* Begin *
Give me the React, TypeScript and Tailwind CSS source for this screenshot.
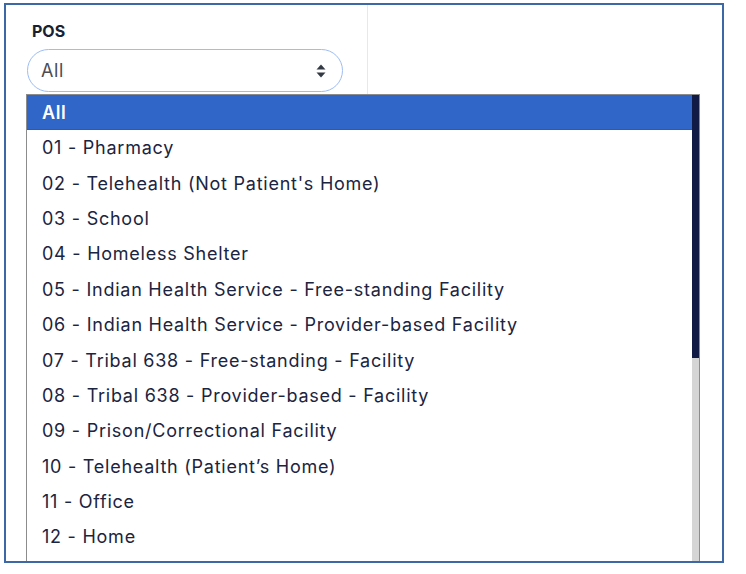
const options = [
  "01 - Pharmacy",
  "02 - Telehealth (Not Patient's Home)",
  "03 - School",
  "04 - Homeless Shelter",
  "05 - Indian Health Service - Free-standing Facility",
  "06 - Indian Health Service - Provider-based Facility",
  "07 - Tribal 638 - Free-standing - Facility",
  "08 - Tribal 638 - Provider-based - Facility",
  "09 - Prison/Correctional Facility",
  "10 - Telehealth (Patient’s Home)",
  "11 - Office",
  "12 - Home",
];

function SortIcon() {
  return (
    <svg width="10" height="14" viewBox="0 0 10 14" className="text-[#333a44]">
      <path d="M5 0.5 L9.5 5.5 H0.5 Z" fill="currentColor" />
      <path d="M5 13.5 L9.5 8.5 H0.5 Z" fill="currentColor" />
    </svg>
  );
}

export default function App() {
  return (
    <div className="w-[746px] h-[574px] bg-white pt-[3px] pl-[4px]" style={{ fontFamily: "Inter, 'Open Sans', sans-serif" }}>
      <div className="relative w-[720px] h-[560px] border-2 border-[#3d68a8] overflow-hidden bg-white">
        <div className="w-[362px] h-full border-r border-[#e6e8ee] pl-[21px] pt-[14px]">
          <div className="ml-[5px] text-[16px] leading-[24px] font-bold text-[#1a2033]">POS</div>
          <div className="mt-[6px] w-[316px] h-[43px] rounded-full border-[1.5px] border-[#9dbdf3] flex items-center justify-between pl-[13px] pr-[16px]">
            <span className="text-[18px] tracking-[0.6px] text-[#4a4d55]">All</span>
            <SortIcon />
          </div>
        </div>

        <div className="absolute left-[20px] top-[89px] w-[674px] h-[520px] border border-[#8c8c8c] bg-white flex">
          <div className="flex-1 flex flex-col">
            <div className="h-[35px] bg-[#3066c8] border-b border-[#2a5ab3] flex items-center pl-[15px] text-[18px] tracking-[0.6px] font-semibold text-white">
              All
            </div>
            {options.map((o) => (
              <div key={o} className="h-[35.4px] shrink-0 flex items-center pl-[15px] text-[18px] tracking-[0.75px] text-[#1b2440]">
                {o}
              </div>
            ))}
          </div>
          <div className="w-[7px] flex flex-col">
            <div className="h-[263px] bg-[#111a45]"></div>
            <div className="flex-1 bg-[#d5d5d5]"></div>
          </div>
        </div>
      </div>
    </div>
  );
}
* End *
Your task is an exact transcription of all the data, minus the pictures.

Give me the React, TypeScript and Tailwind CSS source for this screenshot.
const options = [
  "01 - Pharmacy",
  "02 - Telehealth (Not Patient's Home)",
  "03 - School",
  "04 - Homeless Shelter",
  "05 - Indian Health Service - Free-standing Facility",
  "06 - Indian Health Service - Provider-based Facility",
  "07 - Tribal 638 - Free-standing - Facility",
  "08 - Tribal 638 - Provider-based - Facility",
  "09 - Prison/Correctional Facility",
  "10 - Telehealth (Patient’s Home)",
  "11 - Office",
  "12 - Home",
];

function SortIcon() {
  return (
    <svg width="10" height="14" viewBox="0 0 10 14" className="text-[#333a44]">
      <path d="M5 0.5 L9.5 5.5 H0.5 Z" fill="currentColor" />
      <path d="M5 13.5 L9.5 8.5 H0.5 Z" fill="currentColor" />
    </svg>
  );
}

export default function App() {
  return (
    <div className="w-[746px] h-[574px] bg-white pt-[3px] pl-[4px]" style={{ fontFamily: "Inter, 'Open Sans', sans-serif" }}>
      <div className="relative w-[720px] h-[560px] border-2 border-[#3d68a8] overflow-hidden bg-white">
        <div className="w-[362px] h-full border-r border-[#e6e8ee] pl-[21px] pt-[14px]">
          <div className="ml-[5px] text-[16px] leading-[24px] font-bold text-[#1a2033]">POS</div>
          <div className="mt-[6px] w-[316px] h-[43px] rounded-full border-[1.5px] border-[#9dbdf3] flex items-center justify-between pl-[13px] pr-[16px]">
            <span className="text-[18px] tracking-[0.6px] text-[#4a4d55]">All</span>
            <SortIcon />
          </div>
        </div>

        <div className="absolute left-[20px] top-[89px] w-[674px] h-[520px] border border-[#8c8c8c] bg-white flex">
          <div className="flex-1 flex flex-col">
            <div className="h-[35px] bg-[#3066c8] border-b border-[#2a5ab3] flex items-center pl-[15px] text-[18px] tracking-[0.6px] font-semibold text-white">
              All
            </div>
            {options.map((o) => (
              <div key={o} className="h-[35.4px] shrink-0 flex items-center pl-[15px] text-[18px] tracking-[0.75px] text-[#1b2440]">
                {o}
              </div>
            ))}
          </div>
          <div className="w-[7px] flex flex-col">
            <div className="h-[263px] bg-[#111a45]"></div>
            <div className="flex-1 bg-[#d5d5d5]"></div>
          </div>
        </div>
      </div>
    </div>
  );
}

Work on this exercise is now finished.